# Start of Input rows
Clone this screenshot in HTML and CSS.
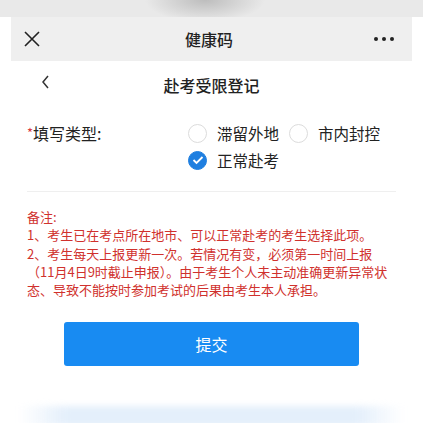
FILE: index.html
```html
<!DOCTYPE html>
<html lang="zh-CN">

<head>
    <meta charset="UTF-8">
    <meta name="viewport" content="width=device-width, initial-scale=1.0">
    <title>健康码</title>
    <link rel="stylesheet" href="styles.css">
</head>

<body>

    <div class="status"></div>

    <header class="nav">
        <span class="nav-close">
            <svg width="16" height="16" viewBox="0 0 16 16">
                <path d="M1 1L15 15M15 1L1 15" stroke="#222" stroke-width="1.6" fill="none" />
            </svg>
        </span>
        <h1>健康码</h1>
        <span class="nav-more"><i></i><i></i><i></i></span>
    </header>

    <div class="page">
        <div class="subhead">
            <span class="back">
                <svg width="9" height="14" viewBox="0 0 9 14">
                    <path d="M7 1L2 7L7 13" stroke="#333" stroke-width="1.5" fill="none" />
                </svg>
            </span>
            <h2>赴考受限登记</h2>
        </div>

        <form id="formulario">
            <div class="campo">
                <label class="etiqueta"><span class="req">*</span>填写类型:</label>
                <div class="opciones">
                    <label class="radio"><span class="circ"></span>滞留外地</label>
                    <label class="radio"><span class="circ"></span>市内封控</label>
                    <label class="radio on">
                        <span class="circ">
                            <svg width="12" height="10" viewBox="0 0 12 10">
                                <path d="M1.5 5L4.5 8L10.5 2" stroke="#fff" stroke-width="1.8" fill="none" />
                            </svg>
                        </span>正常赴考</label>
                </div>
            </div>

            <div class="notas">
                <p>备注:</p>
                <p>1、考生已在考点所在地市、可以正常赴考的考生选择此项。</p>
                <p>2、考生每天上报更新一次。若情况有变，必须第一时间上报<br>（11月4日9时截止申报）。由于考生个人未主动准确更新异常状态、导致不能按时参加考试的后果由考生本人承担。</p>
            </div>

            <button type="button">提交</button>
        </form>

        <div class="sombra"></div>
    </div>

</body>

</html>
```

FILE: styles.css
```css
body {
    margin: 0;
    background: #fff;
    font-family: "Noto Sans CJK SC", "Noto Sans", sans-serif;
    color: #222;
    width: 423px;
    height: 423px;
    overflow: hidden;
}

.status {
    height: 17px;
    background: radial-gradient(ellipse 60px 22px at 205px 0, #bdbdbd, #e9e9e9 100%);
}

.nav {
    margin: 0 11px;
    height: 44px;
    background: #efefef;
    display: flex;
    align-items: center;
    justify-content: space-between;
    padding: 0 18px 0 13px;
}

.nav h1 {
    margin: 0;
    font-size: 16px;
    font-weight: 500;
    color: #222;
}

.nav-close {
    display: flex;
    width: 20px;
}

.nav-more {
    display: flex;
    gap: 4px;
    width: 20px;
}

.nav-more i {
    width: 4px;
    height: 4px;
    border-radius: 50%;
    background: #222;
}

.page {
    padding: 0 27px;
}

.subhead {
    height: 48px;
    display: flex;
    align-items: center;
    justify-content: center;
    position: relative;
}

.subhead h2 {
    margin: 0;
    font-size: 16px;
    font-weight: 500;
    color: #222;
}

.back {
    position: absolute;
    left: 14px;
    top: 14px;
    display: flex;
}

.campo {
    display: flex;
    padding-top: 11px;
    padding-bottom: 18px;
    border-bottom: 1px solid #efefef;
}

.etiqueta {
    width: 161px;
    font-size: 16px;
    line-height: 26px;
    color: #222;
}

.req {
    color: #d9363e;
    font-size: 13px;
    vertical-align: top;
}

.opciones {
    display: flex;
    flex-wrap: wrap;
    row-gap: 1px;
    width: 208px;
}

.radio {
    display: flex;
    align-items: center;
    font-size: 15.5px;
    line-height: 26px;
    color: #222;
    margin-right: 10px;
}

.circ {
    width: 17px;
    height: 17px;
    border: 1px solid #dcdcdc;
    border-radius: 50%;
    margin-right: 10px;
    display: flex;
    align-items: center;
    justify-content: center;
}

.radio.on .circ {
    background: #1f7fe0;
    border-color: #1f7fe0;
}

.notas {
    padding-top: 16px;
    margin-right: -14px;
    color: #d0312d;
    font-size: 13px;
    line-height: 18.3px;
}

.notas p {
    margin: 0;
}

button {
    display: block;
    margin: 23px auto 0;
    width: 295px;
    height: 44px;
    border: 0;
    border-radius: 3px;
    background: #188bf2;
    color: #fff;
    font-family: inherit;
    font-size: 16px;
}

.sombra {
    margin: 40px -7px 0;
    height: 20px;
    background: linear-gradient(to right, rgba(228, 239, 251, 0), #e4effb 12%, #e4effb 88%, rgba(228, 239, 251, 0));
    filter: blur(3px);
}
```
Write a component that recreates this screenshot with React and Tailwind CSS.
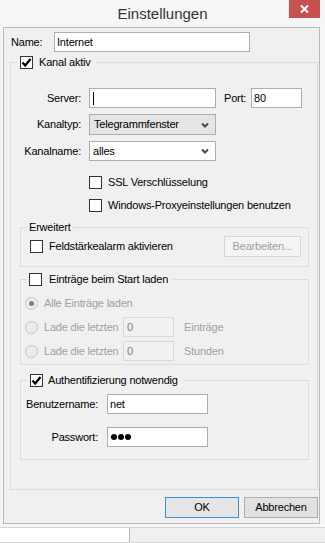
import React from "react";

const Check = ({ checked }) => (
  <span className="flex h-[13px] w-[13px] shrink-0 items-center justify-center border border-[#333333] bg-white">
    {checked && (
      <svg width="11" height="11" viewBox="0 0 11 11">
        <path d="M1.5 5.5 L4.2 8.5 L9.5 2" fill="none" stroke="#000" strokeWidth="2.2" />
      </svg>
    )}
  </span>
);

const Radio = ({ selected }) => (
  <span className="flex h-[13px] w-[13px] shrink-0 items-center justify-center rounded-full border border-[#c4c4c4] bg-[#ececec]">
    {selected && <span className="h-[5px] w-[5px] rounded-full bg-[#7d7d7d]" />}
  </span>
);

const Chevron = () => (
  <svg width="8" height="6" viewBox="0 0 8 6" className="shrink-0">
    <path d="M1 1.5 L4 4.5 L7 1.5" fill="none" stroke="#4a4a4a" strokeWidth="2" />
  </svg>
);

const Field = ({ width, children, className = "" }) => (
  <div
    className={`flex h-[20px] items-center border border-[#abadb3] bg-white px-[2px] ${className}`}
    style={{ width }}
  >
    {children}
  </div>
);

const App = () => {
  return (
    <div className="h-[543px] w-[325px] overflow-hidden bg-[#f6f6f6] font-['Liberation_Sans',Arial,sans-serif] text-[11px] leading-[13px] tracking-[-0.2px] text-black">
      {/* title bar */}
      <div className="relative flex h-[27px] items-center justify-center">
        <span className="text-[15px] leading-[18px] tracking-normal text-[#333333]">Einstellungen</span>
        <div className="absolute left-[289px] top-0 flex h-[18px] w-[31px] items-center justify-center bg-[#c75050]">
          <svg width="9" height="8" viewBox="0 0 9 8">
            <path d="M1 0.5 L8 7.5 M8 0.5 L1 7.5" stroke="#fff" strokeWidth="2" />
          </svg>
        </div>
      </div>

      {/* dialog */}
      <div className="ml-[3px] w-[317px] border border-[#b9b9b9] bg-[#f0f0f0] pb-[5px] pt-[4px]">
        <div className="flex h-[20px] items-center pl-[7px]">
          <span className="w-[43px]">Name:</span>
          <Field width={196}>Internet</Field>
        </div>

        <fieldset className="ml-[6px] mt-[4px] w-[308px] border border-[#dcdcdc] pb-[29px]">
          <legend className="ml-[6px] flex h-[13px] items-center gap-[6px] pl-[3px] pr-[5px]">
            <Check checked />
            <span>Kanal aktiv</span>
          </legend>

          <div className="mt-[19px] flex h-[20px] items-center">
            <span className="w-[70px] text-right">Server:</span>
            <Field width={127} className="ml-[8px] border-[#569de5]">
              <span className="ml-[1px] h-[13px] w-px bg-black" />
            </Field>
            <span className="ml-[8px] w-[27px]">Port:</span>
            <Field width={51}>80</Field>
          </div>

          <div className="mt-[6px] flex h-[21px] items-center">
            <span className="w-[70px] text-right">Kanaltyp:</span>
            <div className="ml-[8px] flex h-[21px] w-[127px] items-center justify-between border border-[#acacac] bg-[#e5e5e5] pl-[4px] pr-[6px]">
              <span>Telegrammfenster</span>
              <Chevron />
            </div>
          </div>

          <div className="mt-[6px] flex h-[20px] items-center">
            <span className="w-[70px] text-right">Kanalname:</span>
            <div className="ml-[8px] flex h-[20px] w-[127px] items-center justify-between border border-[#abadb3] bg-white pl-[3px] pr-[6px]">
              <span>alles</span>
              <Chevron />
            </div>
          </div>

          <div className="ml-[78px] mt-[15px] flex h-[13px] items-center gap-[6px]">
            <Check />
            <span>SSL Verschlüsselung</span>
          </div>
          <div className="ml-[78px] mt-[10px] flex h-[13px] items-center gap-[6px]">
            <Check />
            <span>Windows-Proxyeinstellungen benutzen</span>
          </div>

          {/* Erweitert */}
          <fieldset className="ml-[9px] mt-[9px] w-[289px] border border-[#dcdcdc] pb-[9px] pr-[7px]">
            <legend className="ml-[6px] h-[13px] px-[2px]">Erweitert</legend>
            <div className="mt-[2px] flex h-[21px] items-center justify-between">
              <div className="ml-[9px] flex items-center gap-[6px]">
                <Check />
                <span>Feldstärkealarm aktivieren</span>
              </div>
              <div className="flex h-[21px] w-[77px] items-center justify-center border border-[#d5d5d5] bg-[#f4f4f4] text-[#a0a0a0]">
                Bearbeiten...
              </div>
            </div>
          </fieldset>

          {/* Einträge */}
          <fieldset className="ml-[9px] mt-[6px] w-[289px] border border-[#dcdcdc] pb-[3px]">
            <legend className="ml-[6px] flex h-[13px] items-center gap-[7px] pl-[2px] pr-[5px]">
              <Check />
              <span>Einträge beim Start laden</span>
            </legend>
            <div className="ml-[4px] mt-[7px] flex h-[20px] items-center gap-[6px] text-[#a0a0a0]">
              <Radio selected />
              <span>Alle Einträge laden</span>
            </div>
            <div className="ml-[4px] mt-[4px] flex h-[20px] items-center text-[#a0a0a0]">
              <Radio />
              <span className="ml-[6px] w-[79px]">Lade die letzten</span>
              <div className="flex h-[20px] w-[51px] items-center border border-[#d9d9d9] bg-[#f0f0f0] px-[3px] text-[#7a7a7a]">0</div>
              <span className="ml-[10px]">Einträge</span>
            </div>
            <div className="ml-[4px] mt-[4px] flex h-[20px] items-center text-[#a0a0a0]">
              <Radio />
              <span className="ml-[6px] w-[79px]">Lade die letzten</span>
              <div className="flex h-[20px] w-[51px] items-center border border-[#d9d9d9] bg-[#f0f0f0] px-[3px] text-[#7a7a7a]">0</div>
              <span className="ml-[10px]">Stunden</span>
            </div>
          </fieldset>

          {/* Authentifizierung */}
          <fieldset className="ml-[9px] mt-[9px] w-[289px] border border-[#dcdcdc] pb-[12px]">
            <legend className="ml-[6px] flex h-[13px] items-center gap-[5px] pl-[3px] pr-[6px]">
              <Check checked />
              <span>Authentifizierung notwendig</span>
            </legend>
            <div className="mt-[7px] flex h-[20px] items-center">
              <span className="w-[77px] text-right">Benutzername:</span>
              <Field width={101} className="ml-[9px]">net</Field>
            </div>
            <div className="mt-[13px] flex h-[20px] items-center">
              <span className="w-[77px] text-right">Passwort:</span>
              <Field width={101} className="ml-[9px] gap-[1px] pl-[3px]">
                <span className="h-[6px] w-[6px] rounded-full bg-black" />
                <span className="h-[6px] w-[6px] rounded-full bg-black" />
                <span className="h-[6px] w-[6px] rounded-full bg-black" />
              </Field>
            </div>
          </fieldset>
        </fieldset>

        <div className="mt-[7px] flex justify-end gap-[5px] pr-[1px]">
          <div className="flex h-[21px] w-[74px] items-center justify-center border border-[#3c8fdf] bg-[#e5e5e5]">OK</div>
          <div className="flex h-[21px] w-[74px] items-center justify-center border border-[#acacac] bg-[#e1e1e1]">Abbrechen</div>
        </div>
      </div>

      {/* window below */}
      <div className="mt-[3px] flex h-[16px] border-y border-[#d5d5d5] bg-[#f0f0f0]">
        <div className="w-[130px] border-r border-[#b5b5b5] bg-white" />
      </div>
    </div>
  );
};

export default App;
# End of Input rows
◆ **Given task**:
List every line above containing the word "screenshot".

◆ **Answer for the task**:
Clone this screenshot in HTML and CSS.
Write a component that recreates this screenshot with React and Tailwind CSS.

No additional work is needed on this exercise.